Pour se sortir de cette tension, il faut tâcher d'assurer l'accessibilité de ce qui est nécessaire à toutes et tous. Cela signifie repenser en profondeur notre relation aux choses et à l'autre et donc, en tout premier lieu, définir une pensée humaine capable d'être partagée universellement. Car reconnaître l'accessibilité à la dignité en tant que droit, c'est d'abord reconnaître la valeur de chaque humain. J'aime citer le passionnant ouvrage Playdoyer de l'universel de Francis Wolff au sein duquel il explique :


Chacun a intérêt pour lui-même à considérer tout autre comme il se considère lui-même. Un même concept réunit le bien propre (le bonheur), le bien d'autrui et celui de l'humanité.

Selon l'auteur, ce principe de réciprocité et d'égalité entre tous les êtres humains est désirable puisque nous sommes destiné·es à vivre en communauté et que nous avons donc, toutes et tous, intérêt à nous savoir protégé·es et respecté·es de et par l'autre. Et ce qui est merveilleux, c'est qu'en définissant l'égalité humaine non pas à travers des valeurs ou des qualités subjectives, mais tout simplement à travers notre capacité -universelle- à dialoguer, aucune pensée dominatrice ou excluante ne résiste à sa thèse.

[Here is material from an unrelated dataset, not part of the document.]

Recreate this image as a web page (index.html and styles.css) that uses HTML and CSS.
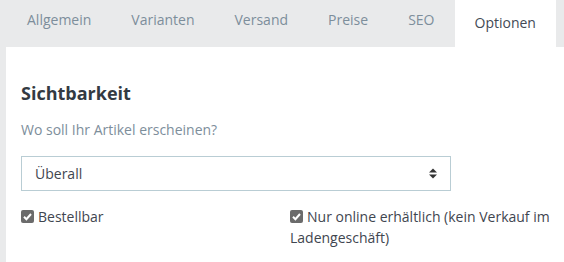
FILE: index.html
```html
<!DOCTYPE html>
<html lang="de">
<head>
<meta charset="utf-8">
<title>Optionen</title>
<link rel="stylesheet" href="styles.css">
</head>
<body>
<nav class="tabs">
  <div class="tab">Allgemein</div>
  <div class="tab">Varianten</div>
  <div class="tab">Versand</div>
  <div class="tab">Preise</div>
  <div class="tab">SEO</div>
  <div class="tab active">Optionen</div>
</nav>
<main class="panel">
  <h2 class="title">Sichtbarkeit</h2>
  <p class="hint">Wo soll Ihr Artikel erscheinen?</p>
  <div class="select">
    <span class="select-value">Überall</span>
    <svg class="select-arrow" width="8" height="11" viewBox="0 0 8 11"><path d="M0 4.5 L4 0.5 L8 4.5 Z M0 6.5 L8 6.5 L4 10.5 Z" fill="#333"/></svg>
  </div>
  <div class="options">
    <label class="option"><span class="check"><svg width="13" height="13" viewBox="0 0 13 13"><path d="M3 6.8 L5.4 9.2 L10 4" fill="none" stroke="#fff" stroke-width="2"/></svg></span>Bestellbar</label>
    <label class="option"><span class="check"><svg width="13" height="13" viewBox="0 0 13 13"><path d="M3 6.8 L5.4 9.2 L10 4" fill="none" stroke="#fff" stroke-width="2"/></svg></span>Nur online erhältlich (kein Verkauf im Ladengeschäft)</label>
  </div>
</main>
</body>
</html>
```

FILE: styles.css
```css
html, body {
  margin: 0;
  padding: 0;
}
body {
  background: #e9eaeb;
  font-family: "Open Sans", "Noto Sans", sans-serif;
  width: 564px;
  height: 262px;
  overflow: hidden;
}
.tabs {
  display: flex;
  height: 47px;
  padding-left: 7px;
}
.tab {
  padding: 10px 20px 0;
  font-size: 14px;
  line-height: 20px;
  color: #7d8e9b;
}
.tab.active {
  background: #fff;
  color: #434a55;
  padding-top: 13px;
}
.panel {
  margin-left: 6px;
  background: #fff;
  padding: 34px 5px 0 15px;
  height: 215px;
  box-sizing: border-box;
}
.title {
  margin: 0;
  font-size: 18px;
  line-height: 24px;
  font-weight: 700;
  color: #333a42;
}
.hint {
  margin: 15px 0 0;
  font-size: 14px;
  line-height: 20px;
  color: #7d8e9b;
}
.select {
  margin-top: 16px;
  width: 430px;
  height: 35px;
  box-sizing: border-box;
  border: 1px solid #b9cdd4;
  display: flex;
  align-items: center;
  justify-content: space-between;
  padding: 0 13px 0 13px;
  font-size: 14px;
  color: #3f4650;
}
.select-arrow {
  display: block;
}
.options {
  margin-top: 15px;
  display: grid;
  grid-template-columns: 269px 1fr;
}
.option {
  font-size: 14px;
  line-height: 21px;
  color: #3f4650;
}
.check {
  display: inline-block;
  width: 13px;
  height: 13px;
  border-radius: 2px;
  background: #6b6b6b;
  vertical-align: -1px;
  margin-right: 4px;
}
.check svg {
  display: block;
}
```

Dès lors que nous considérons l'autre comme étant soi, nous ne pouvons plus tolérer que l'air, l'eau, l'électricité ou la nourriture ne viennent à nous manquer. C'est ainsi que peut émerger, dans nos sociétés et dans nos usages, l'art de la mutualisation : mettre en commun nos jardins, nos habitats, nos voitures, mais aussi nos talents et nos savoirs afin que le partage ne soit plus considéré comme une division mais bien comme une multiplication. Il ne s'agit pas d'une utopie : il s'agit d'une voie possible qui, grâce à un travail d'éducation et de communication, peut dessiner un monde plus équitable, plus raisonnée et plus souhaitable. Dès maintenant.